* * * “Lizzie[[21]] has had quite a grand wedding, although the intention was that it should be quiet and private. This, under the circumstances, though, was found impossible. The guests consisted of Mrs. Madison, the members of the cabinet, with their wives and daughters, the foreign ministers near the government, and some few personal friends, outside of the family and their relatives.

[21]. Elizabeth, third daughter of Mrs. Letitia Tyler, was married to Mr. William Waller, of Williamsburg, Virginia, in the East Room of the President’s Mansion, at Washington, on the thirty-first day of January, 1842, in the nineteenth year of her age. In character she greatly resembled her mother, and showed much of her early beauty and grace. Her oldest son, named William, resigned from the West Point military school and married during the recent war between the States the youngest sister of the wife of President Davis, in the Executive Mansion of the Confederate States, at Richmond. And her second son, John, though a mere lad, was killed during the war, “fighting for his mother’s grave,” to use his own words. Another son, Robert, and a daughter, Mary, had been born to her before she died. Her children, through their great-grandfather, the first Secretary of the American Colonial Congress, and their great-grandmother, his wife, the sister of the Earl of Traquaire, and whose grandson is the present titular Earl, bear in their veins, probably, the nearest living blood to that of Queen Mary Stuart, of Scotland, whose name her daughter bears.
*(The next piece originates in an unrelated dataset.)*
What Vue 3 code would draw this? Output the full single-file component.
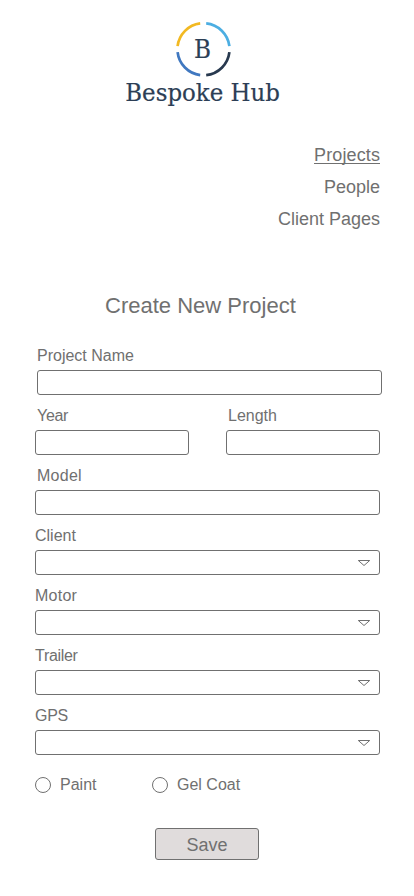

“Lizzie looked surpassingly lovely in her wedding dress and long blonde lace-veil; her face literally covered with blushes and dimples. She behaved remarkably well, too; any quantity of compliments were paid to her. I heard one of her bridesmaids express to Mr. Webster her surprise at Lizzie consenting to give up her belle-ship, with all the delights of Washington society, and the advantages of her position, and retire to a quiet Virginia home. ‘Ah,’ said he,

‘Love rules the court, the camp, the grove,

And love is heaven, and heaven is love.’


“Our dear mother was down-stairs on this occasion for the first time, in so large a circle, since she has been in Washington. She gained by comparison with all the fine ladies around her. I felt proud of her, in her perfectly faultless, yet unostentatious dress, her face shaded by the soft fine lace of her cap, receiving in her sweet, gentle, self-possessed manner, all the important people who were led up and presented to her. She was far more attractive to me in her appearance and bearing than any other lady in the room, and I believe such was the general impression. Somebody says, ‘the highest order of manner is that which combines dignity with simplicity;’ and this just describes mother’s manner, the charm of which, after all, proceeds from her entire forgetfulness of self, and the wish to make those around her happy.”


Major Tyler, who was for more than three years “Major Domo” of the establishment, and to the last private secretary, says, regarding the modes and inmates of the President’s house during this time:

“My mother’s health was entirely too delicate to permit her to charge herself with the semi-official social requirements of the mansion, and my married sisters being unavoidably absent for the most of the time, the task devolved upon Mrs. Robert Tyler to represent my mother on stated occasions. She continued in the rôle of honors, as they are termed, until after my mother’s death, and my brother made his arrangements to practise law in Philadelphia, by which time it also happened that Mr. Semple’s affairs became differently accommodated, and he proceeded to sea as a Purser in the United States Navy, when my sister Letitia[[22]] became at liberty to take up her abode in Washington. Accordingly, both the President and myself now addressed to her letters, inviting her to assume the position and duties of hostess of the White House, which she consented to do, and so acted until May, 1844.